Task description: Please print the lines between the one with "Output the component" and the one with "import React from 'react';", both ends included, exactly as written, with no pictures.

Records supplied:
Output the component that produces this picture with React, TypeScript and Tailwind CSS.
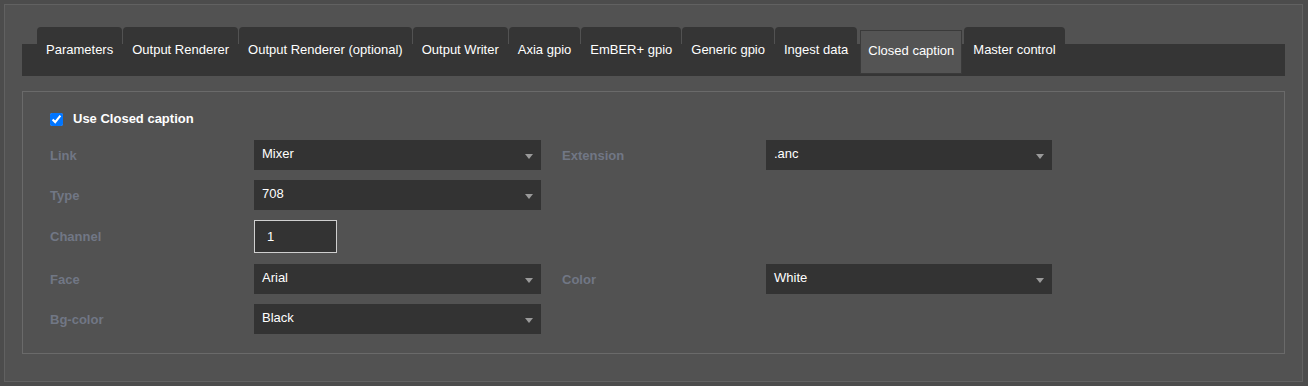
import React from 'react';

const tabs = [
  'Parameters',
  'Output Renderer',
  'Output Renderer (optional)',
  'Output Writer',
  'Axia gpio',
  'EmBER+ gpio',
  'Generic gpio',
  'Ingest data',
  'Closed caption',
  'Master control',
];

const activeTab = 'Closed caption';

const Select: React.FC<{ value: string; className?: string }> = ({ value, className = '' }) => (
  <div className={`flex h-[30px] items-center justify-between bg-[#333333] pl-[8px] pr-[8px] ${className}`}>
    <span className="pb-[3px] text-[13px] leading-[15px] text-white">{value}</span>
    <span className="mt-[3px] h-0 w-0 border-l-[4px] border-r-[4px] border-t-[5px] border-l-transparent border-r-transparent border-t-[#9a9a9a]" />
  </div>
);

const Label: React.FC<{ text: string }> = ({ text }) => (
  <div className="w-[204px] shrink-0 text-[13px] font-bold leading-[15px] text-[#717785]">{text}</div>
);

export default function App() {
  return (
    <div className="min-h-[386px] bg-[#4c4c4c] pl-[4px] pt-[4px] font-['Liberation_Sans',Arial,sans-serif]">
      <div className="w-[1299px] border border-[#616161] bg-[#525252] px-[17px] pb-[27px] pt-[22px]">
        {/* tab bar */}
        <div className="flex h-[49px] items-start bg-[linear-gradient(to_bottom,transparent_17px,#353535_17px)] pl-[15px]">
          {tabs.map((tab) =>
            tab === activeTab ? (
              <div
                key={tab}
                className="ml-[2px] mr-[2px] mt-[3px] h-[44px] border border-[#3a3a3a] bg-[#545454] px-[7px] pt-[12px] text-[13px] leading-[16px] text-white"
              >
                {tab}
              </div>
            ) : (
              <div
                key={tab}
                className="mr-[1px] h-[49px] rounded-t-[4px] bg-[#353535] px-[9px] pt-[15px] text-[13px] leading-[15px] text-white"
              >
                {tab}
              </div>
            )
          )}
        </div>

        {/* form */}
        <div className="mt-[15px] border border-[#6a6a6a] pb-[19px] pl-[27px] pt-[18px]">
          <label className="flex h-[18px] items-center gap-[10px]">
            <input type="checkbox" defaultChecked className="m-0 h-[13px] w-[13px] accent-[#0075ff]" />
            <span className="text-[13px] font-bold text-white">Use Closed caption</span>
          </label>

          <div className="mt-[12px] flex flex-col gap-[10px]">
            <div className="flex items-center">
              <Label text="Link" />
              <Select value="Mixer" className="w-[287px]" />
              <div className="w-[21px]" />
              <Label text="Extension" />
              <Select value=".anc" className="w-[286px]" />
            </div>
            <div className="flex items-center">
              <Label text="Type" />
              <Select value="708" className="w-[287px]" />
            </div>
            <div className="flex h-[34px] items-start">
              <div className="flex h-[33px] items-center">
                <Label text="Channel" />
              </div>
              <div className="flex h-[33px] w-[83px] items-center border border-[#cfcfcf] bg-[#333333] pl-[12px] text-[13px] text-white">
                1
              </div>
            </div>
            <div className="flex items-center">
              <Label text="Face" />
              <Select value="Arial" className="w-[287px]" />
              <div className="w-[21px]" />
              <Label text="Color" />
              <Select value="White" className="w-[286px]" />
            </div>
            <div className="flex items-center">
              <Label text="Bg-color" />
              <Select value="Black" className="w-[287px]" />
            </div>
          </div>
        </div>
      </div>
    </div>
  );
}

* * *

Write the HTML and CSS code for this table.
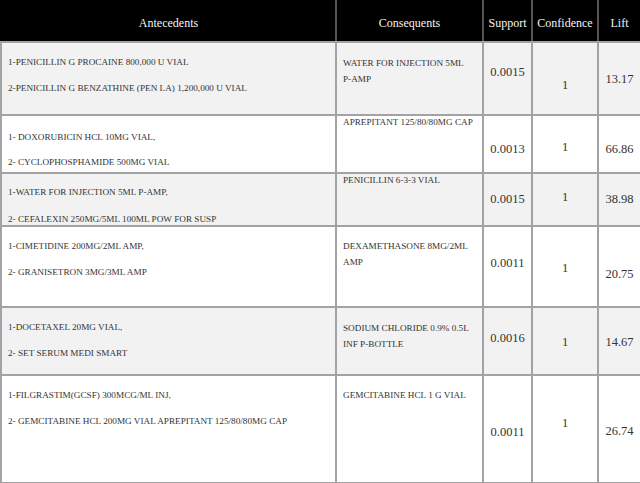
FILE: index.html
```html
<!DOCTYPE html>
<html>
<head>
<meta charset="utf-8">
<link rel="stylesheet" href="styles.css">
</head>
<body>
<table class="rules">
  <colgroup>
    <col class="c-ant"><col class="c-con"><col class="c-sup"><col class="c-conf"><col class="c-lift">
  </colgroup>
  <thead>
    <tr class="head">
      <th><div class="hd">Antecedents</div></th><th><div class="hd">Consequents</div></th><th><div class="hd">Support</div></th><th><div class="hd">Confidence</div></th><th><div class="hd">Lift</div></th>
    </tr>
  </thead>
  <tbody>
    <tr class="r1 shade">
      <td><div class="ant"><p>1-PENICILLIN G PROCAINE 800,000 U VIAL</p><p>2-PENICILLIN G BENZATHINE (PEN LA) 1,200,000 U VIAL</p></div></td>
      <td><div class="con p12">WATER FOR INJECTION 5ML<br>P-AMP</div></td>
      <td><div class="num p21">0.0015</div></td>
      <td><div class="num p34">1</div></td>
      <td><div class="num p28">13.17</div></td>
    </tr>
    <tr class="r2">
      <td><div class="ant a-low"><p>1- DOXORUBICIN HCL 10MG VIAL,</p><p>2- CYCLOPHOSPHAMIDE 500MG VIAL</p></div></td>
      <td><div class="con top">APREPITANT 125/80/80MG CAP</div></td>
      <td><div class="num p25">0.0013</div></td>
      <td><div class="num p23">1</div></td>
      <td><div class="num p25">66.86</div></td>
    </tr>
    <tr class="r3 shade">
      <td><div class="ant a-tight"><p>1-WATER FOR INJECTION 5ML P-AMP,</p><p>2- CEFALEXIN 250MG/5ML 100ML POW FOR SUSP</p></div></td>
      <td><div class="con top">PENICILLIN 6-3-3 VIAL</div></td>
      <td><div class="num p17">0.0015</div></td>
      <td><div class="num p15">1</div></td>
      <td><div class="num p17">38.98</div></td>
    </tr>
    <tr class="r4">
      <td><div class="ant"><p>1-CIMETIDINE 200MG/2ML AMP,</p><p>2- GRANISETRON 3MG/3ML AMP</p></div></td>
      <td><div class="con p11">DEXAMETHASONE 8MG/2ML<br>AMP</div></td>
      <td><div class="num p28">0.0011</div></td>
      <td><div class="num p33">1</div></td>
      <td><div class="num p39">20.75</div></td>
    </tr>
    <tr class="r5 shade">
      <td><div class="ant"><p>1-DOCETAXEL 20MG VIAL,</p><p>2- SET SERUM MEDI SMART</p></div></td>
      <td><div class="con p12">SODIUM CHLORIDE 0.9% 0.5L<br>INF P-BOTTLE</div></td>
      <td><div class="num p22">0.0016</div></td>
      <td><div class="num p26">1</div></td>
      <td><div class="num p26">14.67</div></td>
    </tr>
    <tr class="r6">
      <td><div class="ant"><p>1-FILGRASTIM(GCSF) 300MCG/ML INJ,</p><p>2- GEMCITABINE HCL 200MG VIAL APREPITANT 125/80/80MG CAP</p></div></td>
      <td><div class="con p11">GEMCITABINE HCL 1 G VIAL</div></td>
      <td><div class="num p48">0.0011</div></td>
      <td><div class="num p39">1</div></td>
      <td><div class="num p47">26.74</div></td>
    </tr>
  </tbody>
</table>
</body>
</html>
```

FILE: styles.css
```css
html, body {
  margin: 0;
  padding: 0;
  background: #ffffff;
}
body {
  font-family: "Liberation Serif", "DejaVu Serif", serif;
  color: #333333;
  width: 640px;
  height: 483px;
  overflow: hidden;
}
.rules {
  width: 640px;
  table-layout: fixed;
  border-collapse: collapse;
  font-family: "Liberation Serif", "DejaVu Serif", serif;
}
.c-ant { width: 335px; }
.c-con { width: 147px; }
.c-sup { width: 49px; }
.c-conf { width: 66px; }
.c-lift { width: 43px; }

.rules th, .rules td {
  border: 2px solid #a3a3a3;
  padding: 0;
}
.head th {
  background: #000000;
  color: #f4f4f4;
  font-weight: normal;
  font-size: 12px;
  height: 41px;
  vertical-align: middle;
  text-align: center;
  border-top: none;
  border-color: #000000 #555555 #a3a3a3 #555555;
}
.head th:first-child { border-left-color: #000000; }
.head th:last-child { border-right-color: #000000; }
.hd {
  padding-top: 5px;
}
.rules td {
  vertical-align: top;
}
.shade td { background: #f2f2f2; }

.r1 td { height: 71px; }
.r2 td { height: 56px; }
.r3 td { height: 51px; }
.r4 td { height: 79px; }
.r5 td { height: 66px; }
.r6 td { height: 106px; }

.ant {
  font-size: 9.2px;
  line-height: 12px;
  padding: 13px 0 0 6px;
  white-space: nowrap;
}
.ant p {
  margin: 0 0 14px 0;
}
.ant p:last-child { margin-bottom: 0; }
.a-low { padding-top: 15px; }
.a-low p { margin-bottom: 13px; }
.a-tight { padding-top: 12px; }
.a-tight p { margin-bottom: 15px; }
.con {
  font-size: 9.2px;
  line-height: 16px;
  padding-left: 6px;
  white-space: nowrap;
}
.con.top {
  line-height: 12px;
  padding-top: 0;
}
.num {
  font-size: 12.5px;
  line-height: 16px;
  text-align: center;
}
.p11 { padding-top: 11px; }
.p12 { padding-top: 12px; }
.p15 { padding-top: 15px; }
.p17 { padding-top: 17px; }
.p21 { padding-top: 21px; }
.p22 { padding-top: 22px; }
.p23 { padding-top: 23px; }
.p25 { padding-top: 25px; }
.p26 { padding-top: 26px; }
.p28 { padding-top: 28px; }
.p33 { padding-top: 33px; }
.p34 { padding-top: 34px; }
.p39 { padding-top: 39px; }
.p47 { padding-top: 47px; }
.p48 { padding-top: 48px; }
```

Solution to this task:
Output the component that produces this picture with React, TypeScript and Tailwind CSS.
import React from 'react';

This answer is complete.